#### MATERIAL SHOWN ####
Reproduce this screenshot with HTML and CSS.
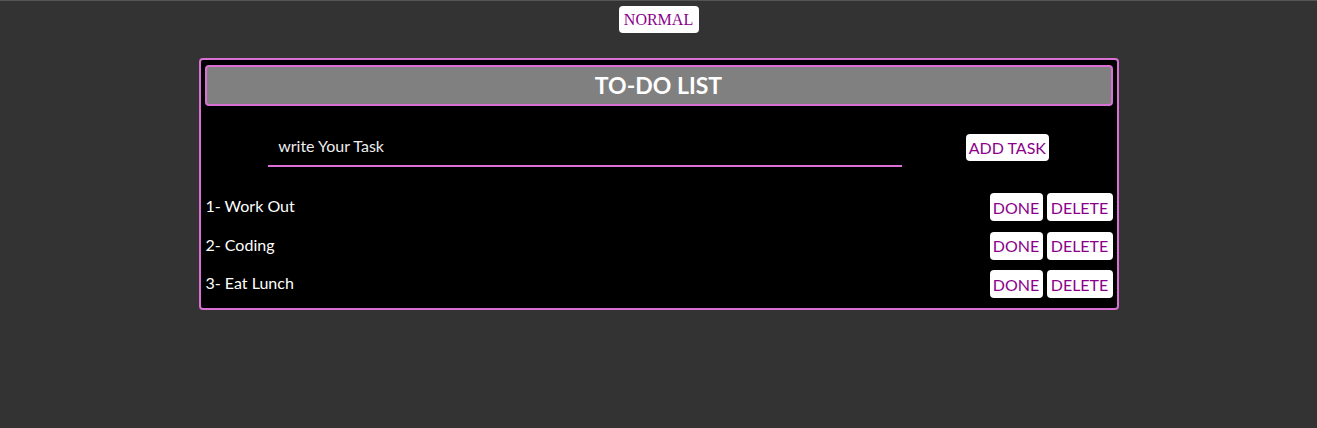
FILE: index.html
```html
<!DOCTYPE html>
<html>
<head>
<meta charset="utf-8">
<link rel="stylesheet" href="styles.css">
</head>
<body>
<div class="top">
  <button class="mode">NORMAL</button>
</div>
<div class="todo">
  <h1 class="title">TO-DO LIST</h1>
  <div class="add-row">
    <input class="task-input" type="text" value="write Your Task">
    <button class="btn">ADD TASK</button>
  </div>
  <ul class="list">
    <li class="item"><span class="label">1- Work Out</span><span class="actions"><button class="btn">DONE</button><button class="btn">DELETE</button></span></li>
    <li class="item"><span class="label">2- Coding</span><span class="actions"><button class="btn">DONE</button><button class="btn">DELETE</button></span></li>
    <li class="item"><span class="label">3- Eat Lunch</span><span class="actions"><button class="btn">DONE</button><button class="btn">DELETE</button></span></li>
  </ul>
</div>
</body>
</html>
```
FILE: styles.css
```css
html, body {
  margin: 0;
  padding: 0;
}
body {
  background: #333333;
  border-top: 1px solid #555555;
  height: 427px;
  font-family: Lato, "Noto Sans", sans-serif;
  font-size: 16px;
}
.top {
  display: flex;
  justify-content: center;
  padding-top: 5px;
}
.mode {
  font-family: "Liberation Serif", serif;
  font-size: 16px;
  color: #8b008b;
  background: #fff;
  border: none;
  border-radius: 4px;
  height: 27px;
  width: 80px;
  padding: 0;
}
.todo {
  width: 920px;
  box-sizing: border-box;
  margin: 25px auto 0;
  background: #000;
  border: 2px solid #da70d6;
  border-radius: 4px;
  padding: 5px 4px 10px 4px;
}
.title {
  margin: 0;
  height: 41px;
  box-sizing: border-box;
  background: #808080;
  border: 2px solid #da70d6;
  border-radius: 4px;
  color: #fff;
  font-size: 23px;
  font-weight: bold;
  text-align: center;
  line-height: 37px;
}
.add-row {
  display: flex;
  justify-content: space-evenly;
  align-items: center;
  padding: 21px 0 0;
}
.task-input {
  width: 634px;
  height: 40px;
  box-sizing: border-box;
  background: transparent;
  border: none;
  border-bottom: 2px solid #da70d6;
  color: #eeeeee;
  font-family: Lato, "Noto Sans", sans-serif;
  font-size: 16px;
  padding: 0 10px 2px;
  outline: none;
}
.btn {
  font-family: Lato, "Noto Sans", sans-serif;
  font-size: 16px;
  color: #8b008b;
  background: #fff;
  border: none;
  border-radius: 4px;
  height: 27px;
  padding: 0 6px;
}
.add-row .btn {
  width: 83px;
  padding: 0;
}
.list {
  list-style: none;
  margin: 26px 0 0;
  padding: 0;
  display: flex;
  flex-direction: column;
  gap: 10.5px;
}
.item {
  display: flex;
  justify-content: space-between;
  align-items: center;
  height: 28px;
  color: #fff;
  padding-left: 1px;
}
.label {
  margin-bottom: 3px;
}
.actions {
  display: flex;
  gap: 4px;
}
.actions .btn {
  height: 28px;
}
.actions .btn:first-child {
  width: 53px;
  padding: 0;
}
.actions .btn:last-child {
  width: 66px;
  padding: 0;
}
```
####
#### MATERIAL SHOWN ####
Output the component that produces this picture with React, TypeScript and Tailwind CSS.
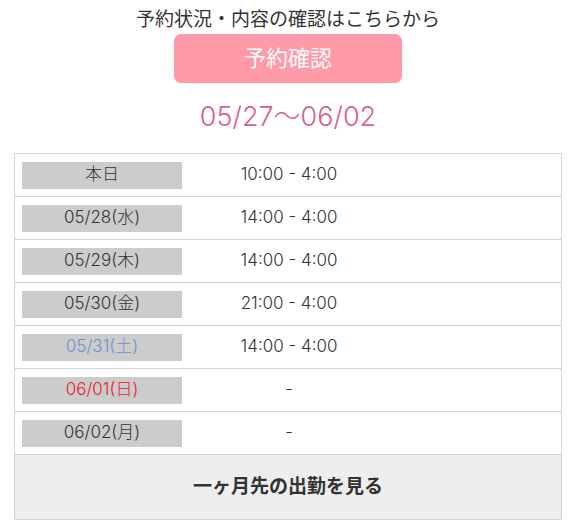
####
#### MATERIAL SHOWN ####
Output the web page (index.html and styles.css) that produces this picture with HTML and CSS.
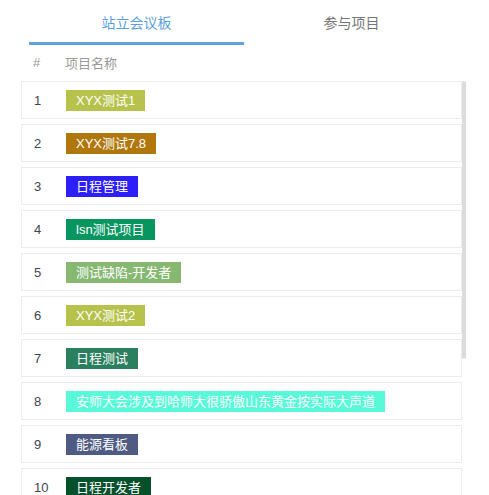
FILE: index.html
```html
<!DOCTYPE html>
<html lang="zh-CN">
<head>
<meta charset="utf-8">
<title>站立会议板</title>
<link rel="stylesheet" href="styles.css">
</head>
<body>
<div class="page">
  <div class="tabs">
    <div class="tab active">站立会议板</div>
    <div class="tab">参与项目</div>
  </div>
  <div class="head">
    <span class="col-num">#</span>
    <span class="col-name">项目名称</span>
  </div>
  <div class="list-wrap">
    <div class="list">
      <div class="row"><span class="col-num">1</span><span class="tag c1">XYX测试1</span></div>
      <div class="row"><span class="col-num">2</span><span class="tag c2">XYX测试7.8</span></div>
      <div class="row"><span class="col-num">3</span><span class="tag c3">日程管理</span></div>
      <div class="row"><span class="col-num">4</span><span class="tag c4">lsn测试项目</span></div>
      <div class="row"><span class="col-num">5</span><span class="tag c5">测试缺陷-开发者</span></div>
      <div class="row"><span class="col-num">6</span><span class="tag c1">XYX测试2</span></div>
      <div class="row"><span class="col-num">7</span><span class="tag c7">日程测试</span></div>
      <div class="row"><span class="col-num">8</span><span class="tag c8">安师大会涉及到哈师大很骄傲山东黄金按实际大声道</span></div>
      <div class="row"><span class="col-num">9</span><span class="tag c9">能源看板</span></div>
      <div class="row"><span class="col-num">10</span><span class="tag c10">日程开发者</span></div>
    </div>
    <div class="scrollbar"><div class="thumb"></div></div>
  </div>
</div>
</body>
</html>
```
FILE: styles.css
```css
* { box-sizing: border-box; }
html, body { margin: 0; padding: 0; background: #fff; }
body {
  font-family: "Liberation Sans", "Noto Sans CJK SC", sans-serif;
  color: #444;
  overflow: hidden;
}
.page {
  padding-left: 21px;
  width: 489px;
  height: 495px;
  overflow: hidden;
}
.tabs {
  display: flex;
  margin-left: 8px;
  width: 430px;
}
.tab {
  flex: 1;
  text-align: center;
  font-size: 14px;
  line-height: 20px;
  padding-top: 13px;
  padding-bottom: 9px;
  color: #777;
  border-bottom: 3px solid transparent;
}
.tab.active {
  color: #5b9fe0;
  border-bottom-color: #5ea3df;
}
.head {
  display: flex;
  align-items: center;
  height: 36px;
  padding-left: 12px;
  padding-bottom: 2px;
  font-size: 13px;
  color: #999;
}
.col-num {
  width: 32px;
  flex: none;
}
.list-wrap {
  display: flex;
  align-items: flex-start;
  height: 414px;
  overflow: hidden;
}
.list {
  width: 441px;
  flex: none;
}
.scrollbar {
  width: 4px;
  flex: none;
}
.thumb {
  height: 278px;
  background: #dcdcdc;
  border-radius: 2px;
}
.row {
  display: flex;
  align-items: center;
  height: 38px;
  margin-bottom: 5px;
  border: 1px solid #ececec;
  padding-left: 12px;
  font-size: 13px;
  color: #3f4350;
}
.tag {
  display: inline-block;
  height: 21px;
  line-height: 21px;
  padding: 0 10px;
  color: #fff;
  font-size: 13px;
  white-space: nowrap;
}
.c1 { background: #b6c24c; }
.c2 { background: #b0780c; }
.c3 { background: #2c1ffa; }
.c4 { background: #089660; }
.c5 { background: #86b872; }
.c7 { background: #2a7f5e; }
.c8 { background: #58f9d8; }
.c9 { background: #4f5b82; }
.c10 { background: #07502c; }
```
####
→ **WRITTEN INSTRUCTION**:
In the records above, collect each line with "this".

→ **COMPLETE RESPONSE**:
Reproduce this screenshot with HTML and CSS.
Output the component that produces this picture with React, TypeScript and Tailwind CSS.
Output the web page (index.html and styles.css) that produces this picture with HTML and CSS.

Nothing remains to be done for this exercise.